Greek Charlotte isn’t ancient history, though. The months since the pandemic shutdown in March 2020 have cut into Charlotte’s Greek heritage, with the closing of restaurants like Mr. K’s, Zack’s, and the Oakhurst Grill (formerly Mr. C’s). But there’s still a lot of Greek to explore.
Little Village: Want a classic gyro? A lot of Greek Charlotteans will send you to this tiny shop on West Trade, two blocks from Johnson & Wales University. The gyros—chicken or beef/lamb—come topped with French fries, but you’ll still want to spring for a side of Greek fries, seasoned with herbs and sprinkled with feta. 710 W. Trade St. (next to the entrance of the Gateway Village parking garage)
The Mad Greek: It’s so Greek that if you listen closely, you’ll hear the kitchen staff arguing in Greek.
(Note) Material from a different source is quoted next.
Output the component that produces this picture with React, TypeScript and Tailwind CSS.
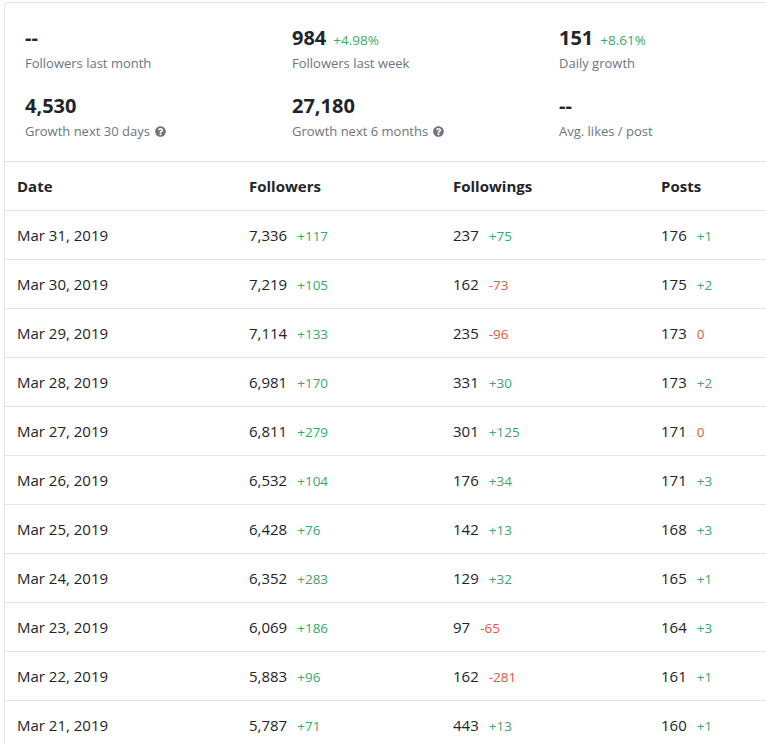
import React from "react";
import { FaQuestionCircle } from "react-icons/fa";

type Stat = { value: string; delta?: string; label: string; help?: boolean };

const stats: Stat[] = [
  { value: "--", label: "Followers last month" },
  { value: "984", delta: "+4.98%", label: "Followers last week" },
  { value: "151", delta: "+8.61%", label: "Daily growth" },
  { value: "4,530", label: "Growth next 30 days", help: true },
  { value: "27,180", label: "Growth next 6 months", help: true },
  { value: "--", label: "Avg. likes / post" },
];

type Row = [string, string, string, string, string, string, string];

const rows: Row[] = [
  ["Mar 31, 2019", "7,336", "+117", "237", "+75", "176", "+1"],
  ["Mar 30, 2019", "7,219", "+105", "162", "-73", "175", "+2"],
  ["Mar 29, 2019", "7,114", "+133", "235", "-96", "173", "0"],
  ["Mar 28, 2019", "6,981", "+170", "331", "+30", "173", "+2"],
  ["Mar 27, 2019", "6,811", "+279", "301", "+125", "171", "0"],
  ["Mar 26, 2019", "6,532", "+104", "176", "+34", "171", "+3"],
  ["Mar 25, 2019", "6,428", "+76", "142", "+13", "168", "+3"],
  ["Mar 24, 2019", "6,352", "+283", "129", "+32", "165", "+1"],
  ["Mar 23, 2019", "6,069", "+186", "97", "-65", "164", "+3"],
  ["Mar 22, 2019", "5,883", "+96", "162", "-281", "161", "+1"],
  ["Mar 21, 2019", "5,787", "+71", "443", "+13", "160", "+1"],
];

function Delta({ v }: { v: string }) {
  const pos = v.startsWith("+");
  return (
    <span className={"ml-[10px] text-[13.5px] " + (pos ? "text-[#3aa76d]" : "text-[#f0523f]")}>{v}</span>
  );
}

export default function App() {
  return (
    <div
      className="w-[766px] h-[743px] overflow-hidden bg-white text-[#212529]"
      style={{ fontFamily: '"Open Sans", "Noto Sans", sans-serif' }}
    >
      <div className="ml-[4px] mt-[2px] w-[900px] border border-[#e4e4e4] rounded-[4px] bg-white">
        <div className="grid grid-cols-[267px_267px_267px] gap-y-[18px] p-5 border-b border-[#e4e4e4]">
          {stats.map((s, i) => (
            <div key={i} className="flex flex-col">
              <div className="flex items-baseline h-[30px] leading-[30px] overflow-hidden">
                <span className="text-[20px] font-bold text-[#212529]">{s.value}</span>
                {s.delta && <span className="ml-[7px] text-[13.5px] text-[#3aa76d]">{s.delta}</span>}
              </div>
              <div className="flex items-center h-5 leading-5 text-[13px] text-[#6c757d]">
                <span>{s.label}</span>
                {s.help && <FaQuestionCircle className="ml-[5px] w-[11px] h-[11px] text-[#6c757d]" />}
              </div>
            </div>
          ))}
        </div>
        <div className="text-[15px]">
          <div className="grid grid-cols-[232px_204px_208px_200px] h-[49px] items-center border-b border-[#e4e4e4] font-bold">
            <div className="pl-3">Date</div>
            <div className="pl-3">Followers</div>
            <div className="pl-3">Followings</div>
            <div className="pl-3">Posts</div>
          </div>
          {rows.map((r, i) => (
            <div
              key={i}
              className="grid grid-cols-[232px_204px_208px_200px] h-[49px] items-center border-b border-[#e4e4e4]"
            >
              <div className="pl-3">{r[0]}</div>
              <div className="pl-3 flex items-baseline">
                <span>{r[1]}</span>
                <Delta v={r[2]} />
              </div>
              <div className="pl-3 flex items-baseline">
                <span>{r[3]}</span>
                <Delta v={r[4]} />
              </div>
              <div className="pl-3 flex items-baseline">
                <span>{r[5]}</span>
                <Delta v={r[6]} />
              </div>
            </div>
          ))}
        </div>
      </div>
    </div>
  );
}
A little diner with some outside seating, it’s a great place for dishes like Village Salad (no lettuce, just lots of cucumbers, olives, peppers, and tomatoes), souvlaki, and kebabs. 5011 South Blvd.
Greek And Hip
Soul Gastrolounge and Kiki Bistro: Owner Andy Kastanas’ family came here in the 1960s, and both menus show it. Upstairs among Soul’s crafted cocktails and curated small plates, you’ll spot things like saganaki, spicy feta dip, and lamb skewers. Downstairs, the newer Kiki has a lot of Greek flavors with a few French touches. 1500 Central Ave., Ste. A and B
Ilios Crafted Greek: Angelo Kaltsounis and Stratos Lambos won a following with their upscale restaurant Ilios Noche and its Greek-inspired menu. They’ve now gone full Greek with Ilios Crafted Greek, a fast-casual café in South End. The dining room is as bright and sunny as the food. 1514 S. Church St.
Worth The Drive
Estia’s Kouzina: If you want to turn a Greek-style dinner into an occasion, drive to Belmont in Gaston County and visit Estia’s. Gus Georgoulias, a longtime Charlotte restaurateur, owns the place, which hits the spot between casual and upscale with specialties like moussaka, lamb chops, and grilled octopus. 609 N. Main St., Belmont
Where To Shop For It
Minos Imported Foods: It’s intimidating the first time you go. Pull into the back of a gravel lot next to what looks like a warehouse, and you won’t see the store. It’s in the building on the left, behind the second door. Once you figure it out, you’ll find barrels of brined olives; shelves of spices, canned goods, and cookies; and multiple kinds of feta: from Greek, made with sheep and goat milk, to Bulgarian and American. Oh, and the tinned fish selection. Minos serves both wholesale and retail customers. “Everybody comes here,” says Bobby Makas, son of owner Serafim Makas. “International customers, Americans, locals.” 11016 Monroe Road, Matthews
Agora Greek Market: If you want something more like a retail shop, this small market has shelves of Greek products, freezers full of Greek dishes, multiple kinds of phyllo, and dessert cases that brim with cookies and pastries. 5122 E. Independence Blvd.